Molal boiling/freezing point constants by solvent
Standard reference values widely cited in textbooks. Use them to check your own hand calculations.
| Solvent | Kb (°C·kg/mol) | Kf (°C·kg/mol) | Normal bp (°C) | Normal fp (°C) |
|---|---|---|---|---|
| Water | 0.512 | 1.86 | 100.0 | 0.0 |
| Benzene | 2.53 | 5.12 | 80.1 | 5.5 |
| Acetic acid | 3.07 | 3.9 | 118.1 | 16.6 |
| Cyclohexane | 2.79 | 20.2 | 80.7 | 6.5 |
| Naphthalene | 5.8 | 6.9 | 218.0 | 80.2 |
| Camphor | 5.95 | 37.7 | 204.0 | 178.4 |
Tips
- Electrolytes such as NaCl or CaCl2 dissociate into multiple ions in water, so setting the van't Hoff factor i above 1 brings the result closer to real measurements.

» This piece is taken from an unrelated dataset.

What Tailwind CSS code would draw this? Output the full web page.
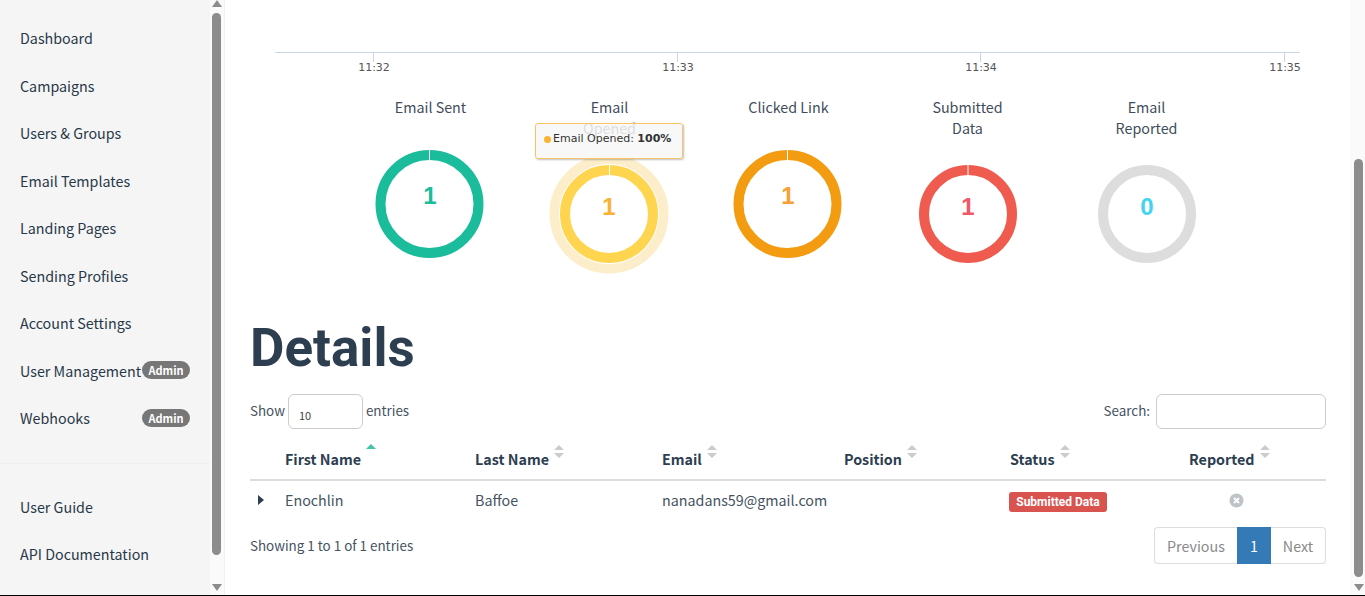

- In the mass-based mode, just enter the mass of solute [g], its molar mass [g/mol], and the mass of solvent [kg] to have the molality calculated automatically.
- Both boiling point elevation and freezing point depression are colligative properties: they depend only on the number of solute particles, not on what the solute actually is.
- For a given solute amount, freezing point depression is often larger than boiling point elevation for common solvents, which is one reason calcium chloride is used as a road de-icer.
- Use the i preset buttons (non-electrolyte / NaCl-like / CaCl2-like) to quickly try out common dissociation patterns.
Frequently Asked Questions
Side Note — De-icers and the chemistry of colligative properties
The white granules scattered on winter roads are often calcium chloride (CaCl2) or sodium chloride (NaCl). These substances melt ice and snow not by warming them, but by lowering the freezing point of water itself once dissolved in it. This phenomenon, freezing point depression, is a classic example of the colligative properties that follow from Raoult's law.
The word "colligative" captures the idea that only the number of particles matters, not their identity. At the same molality, CaCl2 dissociates in water into Ca2+ and two Cl- ions — three particles in total — producing roughly three times the freezing point depression of a non-dissociating non-electrolyte like sucrose. That's one reason CaCl2 can act as a more powerful de-icer than NaCl in smaller quantities (though its corrosive effect on concrete is a separate consideration).
The same principle applies in the opposite direction to boiling point elevation. Adding salt to pasta water does raise its boiling point slightly, but at the amounts used in home cooking the rise is well under 1°C — nowhere near enough to make the water boil noticeably faster. The main reason cooks add salt is really to season the pasta; the boiling point elevation is just a minor chemical side effect.